The technical basis of Siena is an innovative type of network service called content-based networking.
Overview
The asynchrony, heterogeneity, and inherent loose coupling that characterize applications in a wide-area
network promote event interaction as a natural design abstraction for a growing class of software systems.
An emerging building block for such systems is an infrastructure called publish/subscribe event notification
service.
Software systems of a significant dimension, especially those that are distributed over a computer network,
are often engineered by means of the integration of components. A promising approach to support component-based
software architectures is the so-called event-based style whereby the interaction of components is modeled with
events. Components emit events to inform other components of a change in their internal state or to request services
from other components. Upon detecting the occurrence of events, components react by executing some actions and possibly
emitting other events. The glue that ties components together in an event-based architecture is an infrastructure that
we call event service. The event service registers the interests of components and then dispatches event notifications
accordingly. The advantage of using an event service instead of other "classical" integration mechanisms
such as direct or remote invocation is that this method increases the degree of de-coupling among components
thus eliminating static dependencies and improving interoperability.
We envision a ubiquitous event notification service accessible from every site on a wide-area network and suitable
for supporting highly distributed applications requiring component interactions ranging in granularity from fine to
coarse. Conceptually, the service is implemented as a network of servers that provide access points to clients. Clients
use the access points to advertise the information about events that they generate and to publish notifications
containing that information. They also use the access points to subscribe for notifications of interest.

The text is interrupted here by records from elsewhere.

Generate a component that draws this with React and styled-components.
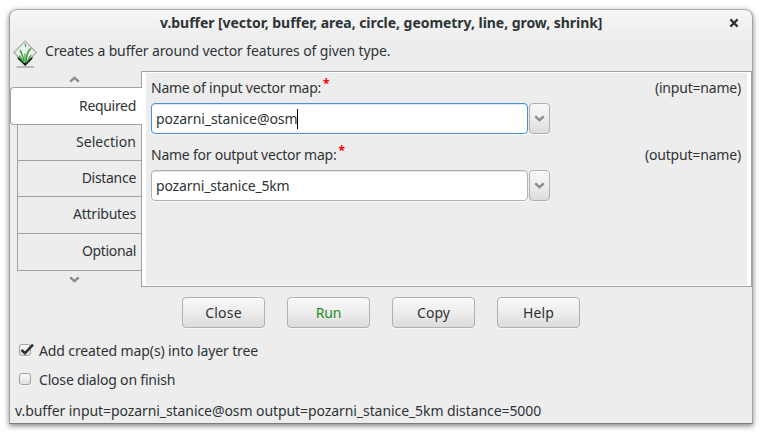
import React from "react";
import styled, { createGlobalStyle, css } from "styled-components";

const GlobalStyle = createGlobalStyle`
  * { box-sizing: border-box; }
  body {
    margin: 0;
    background: #fff;
    color: #2e3436;
    font: 14px/20px "Noto Sans", "Open Sans", sans-serif;
  }
`;

const Desktop = styled.div`
  height: 436px;
  padding: 9px 0 0 9px;
  overflow: hidden;
`;

const Window = styled.main`
  width: 744px;
  height: 415px;
  display: flex;
  flex-direction: column;
  border: 1px solid #a2a2a2;
  border-top-color: #b0b0b0;
  border-bottom-color: #7c7c7c;
  border-radius: 8px 8px 0 0;
  background: linear-gradient(#f7f7f7, #ededed 28px);
  box-shadow: 0 2px 5px rgba(0, 0, 0, 0.42), 0 1px 8px rgba(0, 0, 0, 0.1);
`;

const Text = styled.span`
  white-space: pre;
  letter-spacing: ${(p) => p.$track || 0}px;
`;

const TitleBar = styled.header`
  height: 26px;
  flex: none;
  display: flex;
  padding: 3px 13px 0 150px;
  justify-content: space-between;
  font-weight: 700;
`;

const CloseButton = styled.button`
  width: 10px;
  height: 10px;
  margin-top: 5px;
  padding: 0;
  border: 0;
  background: none;
  svg { display: block; }
`;

const Description = styled.div`
  height: 35px;
  flex: none;
  display: flex;
  gap: 7px;
  padding: 4px 0 0 3px;
  svg { flex: none; }
  ${Text} { margin-top: 1px; }
`;

const Notebook = styled.section`
  display: flex;
  height: 216px;
  flex: none;
`;

const TabColumn = styled.nav`
  width: 131px;
  display: flex;
  flex-direction: column;
`;

const TabScroller = styled.div`
  height: 16px;
  flex: none;
  display: flex;
  align-items: center;
  justify-content: center;
  padding-right: 2px;
`;

const Tab = styled.div`
  height: ${(p) => p.$height}px;
  flex: none;
  margin-left: 7px;
  padding: 7px 5px 0 0;
  text-align: right;
  border: solid #a1a1a1;
  border-width: 0 0 1px 1px;
  ${(p) =>
    p.$active &&
    css`
      position: relative;
      margin: 0 -1px 0 0;
      padding: 8px 6px 0 0;
      border-width: 1px 0 1px 1px;
      border-radius: 4px 0 0 4px;
      background: #fff;
    `}
`;

const Page = styled.div`
  width: 611px;
  border: 1px solid #a1a1a1;
  background: #fff;
  padding: 1px 4px;
`;

const PageBody = styled.div`
  height: 100%;
  padding: 5px 6px 0 5px;
  display: flex;
  flex-direction: column;
  gap: 11px;
  background: #ededed;
`;

const Field = styled.div`
  display: flex;
  flex-direction: column;
  gap: 5px;
`;

const FieldHeader = styled.div`
  display: flex;
  height: 20px;
`;

const Required = styled.span`
  margin: -4px 0 0 2px;
  color: #f00;
  font-size: 12px;
  font-weight: 700;
`;

const Hint = styled(Text)`
  margin-left: auto;
`;

const Combo = styled.div`
  display: flex;
  gap: 1px;
  height: 31px;
`;

const Entry = styled.div`
  width: 377px;
  display: flex;
  padding: 5px 4px 0;
  border: 1px solid ${(p) => (p.$focused ? "#4a90d9" : "#b2b2b2")};
  border-radius: 4px;
  background: #fff;
  box-shadow: inset 0 1px 0 ${(p) => (p.$focused ? "#dce9f7" : "#e3e3e3")}, 0 1px 0 #f8f8f8;
`;

const Caret = styled.i`
  width: 1px;
  height: 20px;
  background: #000;
`;

const raised = css`
  border: 1px solid #b0b0b0;
  border-radius: 4px;
  background: linear-gradient(#f8f8f8, #ededed 50%, #dcdcdc);
  box-shadow: inset 0 1px 0 #fbfbfb, 0 1px 0 #f8f8f8;
`;

const DropButton = styled.button`
  ${raised}
  width: 21px;
  padding: 0;
  display: flex;
  align-items: center;
  justify-content: center;
`;

const Actions = styled.div`
  display: flex;
  flex: none;
  gap: 22px;
  padding: 10px 0 0 172px;
`;

const ActionButton = styled.button`
  ${raised}
  width: 83px;
  height: 31px;
  padding: 0;
  color: ${(p) => (p.$primary ? "#239023" : "#2e3436")};
  font: inherit;
  line-height: 30px;
`;

const Options = styled.div`
  display: flex;
  flex-direction: column;
  gap: 9px;
  padding: 13px 0 0 9px;
`;

const Option = styled.label`
  display: flex;
  gap: 8px;
  height: 20px;
`;

const Box = styled.span`
  width: 12px;
  height: 12px;
  margin-top: 3px;
  border: 1px solid #a0a0a0;
  border-radius: 3px;
  background: linear-gradient(#fafafa, #e0e0e0);
  box-shadow: 0 1px 0 #f8f8f8;
  svg { display: block; overflow: visible; }
`;

const Status = styled.footer`
  padding: 11px 0 0 5px;
`;

const Chevron = ({ up }) => (
  <svg width="11" height="7" viewBox="0 0 11 7" fill="none" stroke="#8b8b89" strokeWidth="2.4">
    <path d={up ? "M1.2 5.6 5.5 1.8 9.8 5.6" : "M1.2 1.4 5.5 5.2 9.8 1.4"} />
  </svg>
);

const GrassLogo = () => (
  <svg width="25" height="28" viewBox="0 0 25 28">
    <path d="M12 1.2 23.3 12.5 12 23.8.9 12.5Z" fill="#eef0ee" stroke="#a3a8a3" strokeWidth="1.1" />
    <path d="M4.4 16.4 12 23 19.8 16.4 19.2 19 12.2 26 5 19Z" fill="#111" />
    <g fill="none" stroke="#2f9f35" strokeLinecap="round">
      <path d="M11 22.5C10.5 18 9.3 14.5 7.3 10.5M12.9 22.5C13 16 14.5 12 17.4 8.8" strokeWidth="1.6" />
      <path d="M9.4 21.5C8.7 19 7.6 17.2 6.4 16M14.6 21.5C15.3 18.8 16.5 16.7 18 15.4" strokeWidth="1.2" />
      <path d="M12 20.5V14M12 3.8 12.8 6.6" strokeWidth="1.1" />
    </g>
    <path d="M3.5 27H21" stroke="#a2a8a2" strokeWidth="1.4" />
  </svg>
);

const tabs = [
  { label: "Required", track: -0.311, height: 38, active: true },
  { label: "Selection", track: 0.045, height: 36 },
  { label: "Distance", track: -0.3, height: 36 },
  { label: "Attributes", track: -0.237, height: 37 },
  { label: "Optional", track: -0.35, height: 37 },
];

const fields = [
  { label: "Name of input vector map:", track: -0.25, hint: "(input=name)", hintTrack: -0.2, value: "pozarni_stanice@osm", valueTrack: -0.08, focused: true },
  { label: "Name for output vector map:", track: -0.24, hint: "(output=name)", hintTrack: -0.18, value: "pozarni_stanice_5km", valueTrack: -0.18 },
];

const actions = [
  { label: "Close", track: 0.2 },
  { label: "Run", track: -0.2, primary: true },
  { label: "Copy", track: 0.05 },
  { label: "Help", track: 0.13 },
];

export default function App() {
  return (
    <Desktop>
      <GlobalStyle />
      <Window>
        <TitleBar>
          <Text $track={-0.045}>v.buffer [vector, buffer, area, circle, geometry, line, grow, shrink]</Text>
          <CloseButton aria-label="Close window">
            <svg width="10" height="10" viewBox="0 0 10 10">
              <path d="M1.4 1.4 8.6 8.6M8.6 1.4 1.4 8.6" stroke="#2e3436" strokeWidth="2.2" />
            </svg>
          </CloseButton>
        </TitleBar>
        <Description>
          <GrassLogo />
          <Text $track={-0.125}>Creates a buffer around vector features of given type.</Text>
        </Description>
        <Notebook>
          <TabColumn>
            <TabScroller><Chevron up /></TabScroller>
            {tabs.map((t) => (
              <Tab key={t.label} $height={t.height} $active={t.active}>
                <Text $track={t.track}>{t.label}</Text>
              </Tab>
            ))}
            <TabScroller><Chevron /></TabScroller>
          </TabColumn>
          <Page>
            <PageBody>
              {fields.map((f) => (
                <Field key={f.label}>
                  <FieldHeader>
                    <Text $track={f.track}>{f.label}</Text>
                    <Required>*</Required>
                    <Hint $track={f.hintTrack}>{f.hint}</Hint>
                  </FieldHeader>
                  <Combo>
                    <Entry $focused={f.focused}>
                      <Text $track={f.valueTrack}>{f.value}</Text>
                      {f.focused && <Caret />}
                    </Entry>
                    <DropButton aria-label="Open list"><Chevron /></DropButton>
                  </Combo>
                </Field>
              ))}
            </PageBody>
          </Page>
        </Notebook>
        <Actions>
          {actions.map((a) => (
            <ActionButton key={a.label} $primary={a.primary}>
              <Text $track={a.track}>{a.label}</Text>
            </ActionButton>
          ))}
        </Actions>
        <Options>
          <Option>
            <Box>
              <svg width="14" height="11" viewBox="0 0 14 11">
                <path d="M1.5 5 5 8.2 13-.3" fill="none" stroke="#2e3436" strokeWidth="2.6" />
              </svg>
            </Box>
            <Text $track={-0.115}>Add created map(s) into layer tree</Text>
          </Option>
          <Option>
            <Box />
            <Text $track={-0.19}>Close dialog on finish</Text>
          </Option>
        </Options>
        <Status>
          <Text $track={-0.077}>v.buffer input=pozarni_stanice@osm output=pozarni_stanice_5km distance=5000</Text>
        </Status>
      </Window>
    </Desktop>
  );
}
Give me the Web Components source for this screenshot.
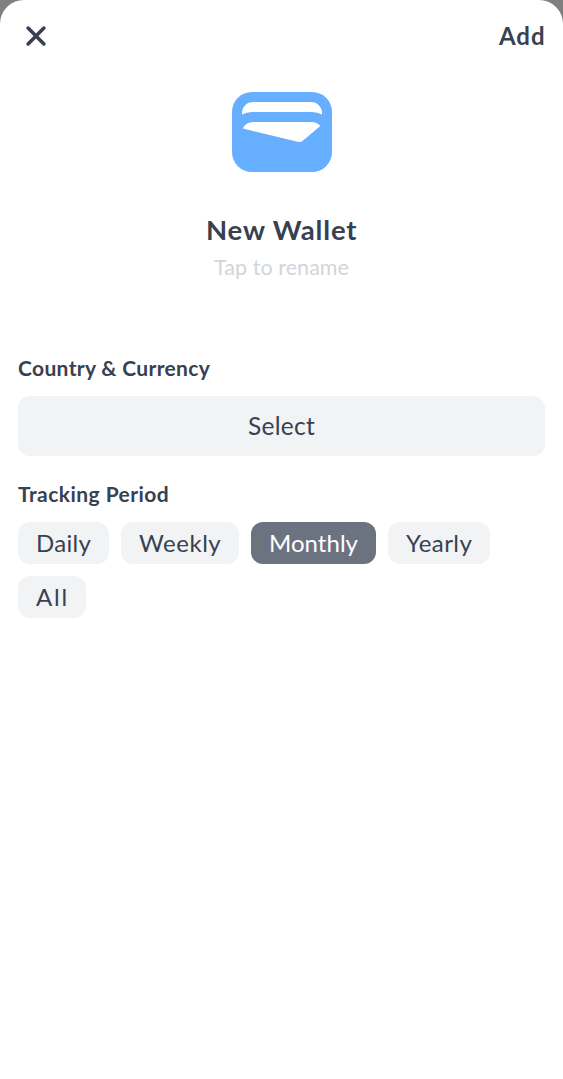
<!DOCTYPE html>
<html lang="en">
<head>
<meta charset="utf-8">
<title>New Wallet</title>
<style>
  html, body { margin: 0; height: 100%; }
  body { background: #808080; color: #374151; font-family: Lato, "Noto Sans", sans-serif; overflow: hidden; }
</style>
</head>
<body>
<wallet-sheet></wallet-sheet>
<script>
// A line of text tracked so that it fills the given measure.
class TextLine extends HTMLElement {
  connectedCallback() {
    const root = this.attachShadow({ mode: 'open' });
    root.innerHTML = `<style>
      :host { display: inline-block; white-space: nowrap; }
      span { display: inline-block; white-space: pre; }
    </style><span><slot></slot></span>`;
    const measure = Number(this.getAttribute('measure'));
    const span = root.querySelector('span');
    this.style.width = measure + 'px';
    const gaps = this.textContent.length - 0.5;
    const spacing = (measure - span.getBoundingClientRect().width) / gaps;
    span.style.letterSpacing = spacing.toFixed(3) + 'px';
  }
}

class CloseIcon extends HTMLElement {
  connectedCallback() {
    this.attachShadow({ mode: 'open' }).innerHTML = `<style>
      :host, svg { display: block; width: 36px; height: 36px; }
    </style>
    <svg viewBox="0 0 36 36" fill="none" stroke="currentColor" stroke-width="3.6" stroke-linecap="round"><path d="M10.1 10.1l15.8 15.8M25.9 10.1L10.1 25.9"/></svg>`;
  }
}

class WalletIcon extends HTMLElement {
  connectedCallback() {
    this.attachShadow({ mode: 'open' }).innerHTML = `<style>
      :host, svg { display: block; width: 100px; height: 80px; }
    </style>
    <svg viewBox="0 0 100 80">
      <rect width="100" height="80" rx="20" fill="#66aeff"/>
      <path fill="#fff" d="M10 22.5V21A11 11 0 0 1 21 10H79A11 11 0 0 1 90 21V22.5Q85.500 20 80 20H20Q14.500 20 10 22.500Z"/>
      <path fill="#fff" d="M11 36.500Q13.500 30 21 30H79Q85 30 88.300 34L70.500 49Q69 50.300 66.500 49.900Z"/>
    </svg>`;
  }
}

class FormSection extends HTMLElement {
  connectedCallback() {
    this.attachShadow({ mode: 'open' }).innerHTML = `<style>
      :host { display: block; }
      h2 { margin: 0 0 12px; font-size: 21px; font-weight: 700; line-height: 28px; height: 30px; }
    </style><h2><slot name="label"></slot></h2><slot></slot>`;
  }
}

class SelectField extends HTMLElement {
  connectedCallback() {
    this.attachShadow({ mode: 'open' }).innerHTML = `<style>
      :host { display: flex; justify-content: center; height: 60px; border-radius: 12px; background: #f2f3f5; font-size: 24.5px; line-height: 59px; }
    </style><slot></slot>`;
  }
}

class PeriodChip extends HTMLElement {
  connectedCallback() {
    this.attachShadow({ mode: 'open' }).innerHTML = `<style>
      :host { display: block; height: 42px; padding: 0 18px; border-radius: 12px; background: #f2f3f5; font-size: 24px; line-height: 42px; }
      :host([selected]) { background: #6b7280; color: #fff; }
    </style><slot></slot>`;
  }
}

class WalletSheet extends HTMLElement {
  connectedCallback() {
    this.attachShadow({ mode: 'open' }).innerHTML = `<style>
      :host { display: block; box-sizing: border-box; height: 100%; padding: 18px 18px 0; background: #fff; border-radius: 24px 24px 0 0; }
      header { display: flex; justify-content: space-between; height: 36px; font-size: 24px; font-weight: 700; line-height: 36px; }
      .hero { display: flex; flex-direction: column; align-items: center; padding-top: 38px; }
      h1 { margin: 37px 0 0; font-size: 27.5px; font-weight: 700; line-height: 42px; height: 42px; }
      .hint { font-size: 21.5px; line-height: 32px; height: 32px; color: #d1d5db; }
      form-section.country { margin-top: 71px; }
      form-section.period { margin-top: 24px; }
      .chips { display: flex; flex-wrap: wrap; gap: 12px; }
    </style>
    <header><close-icon></close-icon><text-line measure="46">Add</text-line></header>
    <div class="hero">
      <wallet-icon></wallet-icon>
      <h1><text-line measure="151">New Wallet</text-line></h1>
      <div class="hint"><text-line measure="135">Tap to rename</text-line></div>
    </div>
    <form-section class="country">
      <text-line slot="label" measure="192">Country &amp; Currency</text-line>
      <select-field><text-line measure="67">Select</text-line></select-field>
    </form-section>
    <form-section class="period">
      <text-line slot="label" measure="151">Tracking Period</text-line>
      <div class="chips">
        <period-chip><text-line measure="55">Daily</text-line></period-chip>
        <period-chip><text-line measure="82">Weekly</text-line></period-chip>
        <period-chip selected><text-line measure="89">Monthly</text-line></period-chip>
        <period-chip><text-line measure="66">Yearly</text-line></period-chip>
        <period-chip><text-line measure="32">All</text-line></period-chip>
      </div>
    </form-section>`;
  }
}

customElements.define('close-icon', CloseIcon);
customElements.define('wallet-icon', WalletIcon);
customElements.define('form-section', FormSection);
customElements.define('select-field', SelectField);
customElements.define('period-chip', PeriodChip);
customElements.define('wallet-sheet', WalletSheet);
customElements.define('text-line', TextLine);
</script>
</body>
</html>
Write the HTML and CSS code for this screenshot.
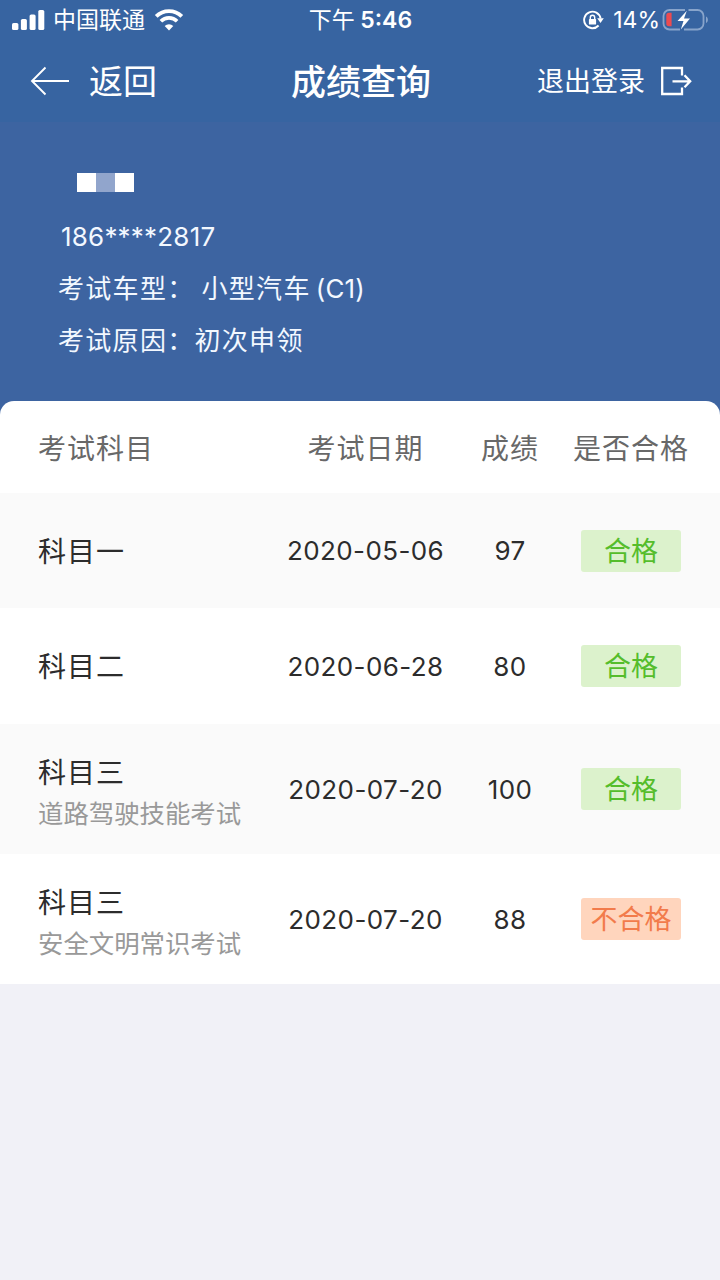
FILE: index.html
```html
<!DOCTYPE html>
<html lang="zh-CN">

<head>
    <meta charset="utf-8">
    <title>成绩查询</title>
    <link rel="stylesheet" href="styles.css">
</head>

<body>
    <header class="top">
        <div class="status-bar">
            <div class="status-left">
                <svg class="signal" width="33" height="20" viewBox="0 0 33 20" fill="#fff">
                    <rect x="0" y="13" width="6.4" height="7" rx="1.6" />
                    <rect x="8.9" y="9" width="6" height="11" rx="1.6" />
                    <rect x="17.6" y="4.5" width="6" height="15.5" rx="1.6" />
                    <rect x="26.3" y="0" width="6" height="20" rx="1.6" />
                </svg>
                <span class="carrier">中国联通</span>
                <svg class="wifi" width="30" height="22" viewBox="0 0 30 22" fill="none" stroke="#fff">
                    <path d="M2.2 7.4a18.2 18.2 0 0 1 25.6 0" stroke-width="3.9" />
                    <path d="M6.9 12.2a11.5 11.5 0 0 1 16.2 0" stroke-width="3.7" />
                    <path d="M15 21.5l-4.3-4.4a6.2 6.2 0 0 1 8.6 0z" fill="#fff" stroke="none" />
                </svg>
            </div>
            <div class="time">下午 <b>5:46</b></div>
            <div class="status-right">
                <svg class="lock" width="22" height="20" viewBox="0 0 22 20" fill="none" stroke="#fff">
                    <path d="M17.600 8.500A8.300 8.300 0 1 0 15.600 15.500" stroke-width="1.9" />
                    <path d="M14.200 8.300h6.600l-3.300 4.600z" fill="#fff" stroke="none" />
                    <rect x="5.9" y="9" width="7.2" height="5.6" rx=".7" fill="#fff" stroke="none" />
                    <path d="M7.3 9V7.4a2.2 2.2 0 0 1 4.4 0V9" stroke-width="1.4" />
                </svg>
                <span class="percent">14%</span>
                <svg class="battery" width="47" height="24" viewBox="0 0 47 24">
                    <path d="M23 2H7.5a6 6 0 0 0-6 6v7.500a6 6 0 0 0 6 6H18M26.500 2h9a6 6 0 0 1 6 6v7.500a6 6 0 0 1-6 6H22" fill="none" stroke="#88a4cb" stroke-width="1.8" />
                    <path d="M44 8.500c2.500 1 2.500 5.500 0 6.500z" fill="#88a4cb" />
                    <path d="M9.600 4.800v13.400H7a2.700 2.700 0 0 1-2.700-2.700v-8A2.700 2.700 0 0 1 7 4.800z" fill="#ed4b50" />
                    <path d="M24.800 2.800L15.500 13h6l-2.700 8.500L28 10.500h-6z" fill="#fff" />
                </svg>
            </div>
        </div>
        <nav class="nav">
            <a class="back">
                <svg width="40" height="30" viewBox="0 0 40 30" fill="none" stroke="#fff" stroke-width="1.9">
                    <path d="M15.500 1.500L2 15l13.500 13.500M2 15h37" />
                </svg>
                <span>返回</span>
            </a>
            <h1 class="title">成绩查询</h1>
            <a class="logout">
                <span>退出登录</span>
                <svg width="32" height="30" viewBox="0 0 32 30" fill="none" stroke="#fff" stroke-width="2.300">
                    <path d="M22 9.500V2H2.200v26H22v-6.500" />
                    <path d="M12.500 15.300H30M24.500 9.300l5.700 6-5.700 6" />
                </svg>
            </a>
        </nav>
    </header>

    <section class="user">
        <!-- nom masqué -->
        <div class="name">
            <i></i><i class="mid"></i><i></i>
        </div>
        <p class="phone">186****2817</p>
        <p>考试车型：<span class="car">小型汽车<span class="car-code">(C1)</span></span></p>
        <p>考试原因：<span class="reason">初次申领</span></p>
    </section>

    <main class="scores">
        <div class="row head">
            <div class="subject">考试科目</div>
            <div>考试日期</div>
            <div>成绩</div>
            <div>是否合格</div>
        </div>
        <div class="row odd">
            <div class="subject">科目一</div>
            <div class="num">2020-05-06</div>
            <div class="num">97</div>
            <div><span class="tag pass">合格</span></div>
        </div>
        <div class="row">
            <div class="subject">科目二</div>
            <div class="num">2020-06-28</div>
            <div class="num">80</div>
            <div><span class="tag pass">合格</span></div>
        </div>
        <div class="row odd tall">
            <div class="subject">科目三<small>道路驾驶技能考试</small></div>
            <div class="num">2020-07-20</div>
            <div class="num">100</div>
            <div><span class="tag pass">合格</span></div>
        </div>
        <div class="row tall">
            <div class="subject">科目三<small>安全文明常识考试</small></div>
            <div class="num">2020-07-20</div>
            <div class="num">88</div>
            <div><span class="tag fail">不合格</span></div>
        </div>
    </main>
</body>

</html>
```
FILE: styles.css
```css
* {
    box-sizing: border-box;
}

body {
    margin: 0;
    min-height: 1280px;
    background-color: #f1f1f7;
    color: #2c2c2c;
    font-family: Inter, "Noto Sans CJK SC", sans-serif;
    font-size: 28px;
}

svg {
    display: block;
    flex: none;
}

.top {
    height: 122px;
    background-color: #3764a1;
    color: #fff;
}

/* barre d'état */
.status-bar {
    display: grid;
    grid-template-columns: 1fr auto 1fr;
    align-items: center;
    height: 40px;
    padding: 0 11px 0 12px;
    font-size: 23px;
    line-height: 40px;
    white-space: nowrap;
}

.status-left,
.status-right {
    display: flex;
    align-items: center;
}

.status-right {
    justify-content: flex-end;
}

.carrier {
    margin: 0 9px 0 8px;
}

.time {
    word-spacing: -1px;
}

.time b {
    font-weight: 600;
}

.percent {
    margin: 0 2px 0 8px;
}

/* navigation */
.nav {
    display: grid;
    grid-template-columns: 1fr auto 1fr;
    align-items: center;
    height: 82px;
    padding: 0 28px 0 30px;
}

.nav span,
.title {
    padding-bottom: 4px;
}

.back,
.logout {
    display: flex;
    align-items: center;
}

.back {
    gap: 19px;
    font-size: 34px;
}

.title {
    margin: 0;
    font-size: 35px;
    font-weight: 500;
}

.logout {
    justify-content: flex-end;
    gap: 15px;
    font-size: 27px;
}

/* infos du candidat */
.user {
    height: 294px;
    padding: 51px 58px 0;
    background-color: #3d64a1;
    color: #f3f8ff;
    font-size: 26px;
    letter-spacing: 1.3px;
}

.user p {
    height: 52px;
    margin: 0;
    line-height: 52px;
    white-space: nowrap;
}

.name {
    display: flex;
    margin: 0 0 19px 19px;
}

.name i {
    width: 19px;
    height: 19px;
    background-color: #fff;
}

.name .mid {
    background-color: #91a5cc;
}

.user .phone {
    padding-left: 3px;
    letter-spacing: 0.2px;
}

.car {
    margin-left: 7px;
}

.car-code {
    margin-left: 5px;
    letter-spacing: 0.2px;
}

/* tableau des notes */
.scores {
    position: relative;
    margin-top: -15px;
    overflow: hidden;
    border-radius: 14px 14px 0 0;
    background-color: #fff;
}

.row {
    display: grid;
    grid-template-columns: 242px 171px 118px 124px;
    align-items: center;
    height: 116px;
    padding: 0 27px 0 38px;
    text-align: center;
    letter-spacing: 1px;
    white-space: nowrap;
}

.head {
    height: 92px;
    color: #686868;
    line-height: 42px;
}

.odd {
    height: 115px;
    background-color: #fafafa;
}

.tall {
    height: 130px;
}

.subject {
    padding-top: 2px;
    text-align: left;
    line-height: 42px;
}

.head div {
    padding-top: 3px;
}

.tall .subject {
    padding-top: 8px;
}

.subject small {
    display: block;
    color: #999;
    font-size: 25.4px;
    letter-spacing: 0;
    line-height: 40px;
}

.num {
    font-size: 26px;
    letter-spacing: 0.4px;
}

.tag {
    display: block;
    width: 100px;
    height: 42px;
    margin: 0 auto;
    border-radius: 3px;
    font-size: 27px;
    letter-spacing: 0;
    line-height: 44px;
}

.pass {
    background-color: #dcf2cc;
    color: #55bd2b;
}

.fail {
    background-color: #ffd5bd;
    color: #f27b4b;
}
```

The service uses the access points to then notify clients by delivering any notifications of interest. Clearly, an
event notification service complements other general-purpose middleware services, such as point-to-point and multicast
communication mechanisms, by offering a many-to-many communication and integration facility.
Given that the primary purpose of an event notification service is to support notification selection and delivery,
the challenge we face in a wide-area setting is maximizing expressiveness in the selection mechanism without sacrificing
scalability in the delivery mechanism. Expressiveness refers to the ability of the event notification service to provide
a powerful data model with which to capture information about events, to express filters and patterns on notifications
of interest, and to use that data model as the basis for optimizing notification delivery. In terms of scalability,
we are referring not simply to the number of event generators, the number of event notifications, and the number
of notification recipients, but also to the need to discard many of the assumptions made for local-area networks,
such as low latency, abundant bandwidth, homogeneous platforms, continuous and reliable connectivity, and
centralized control.
Intuitively, a simple event notification service that provides no selection mechanism can be reduced to a multicast
routing and transport mechanism for which there are numerous scalable implementations. However, once the service provides
a selection mechanism, then the overall efficiency of the service and its routing of notifications are affected by the
power of the language used to construct notifications and to express filters and patterns. As the power of the language
increases, so does the complexity of the processing. Thus, in practice, scalability and expressiveness are two
conflicting goals that must be traded off.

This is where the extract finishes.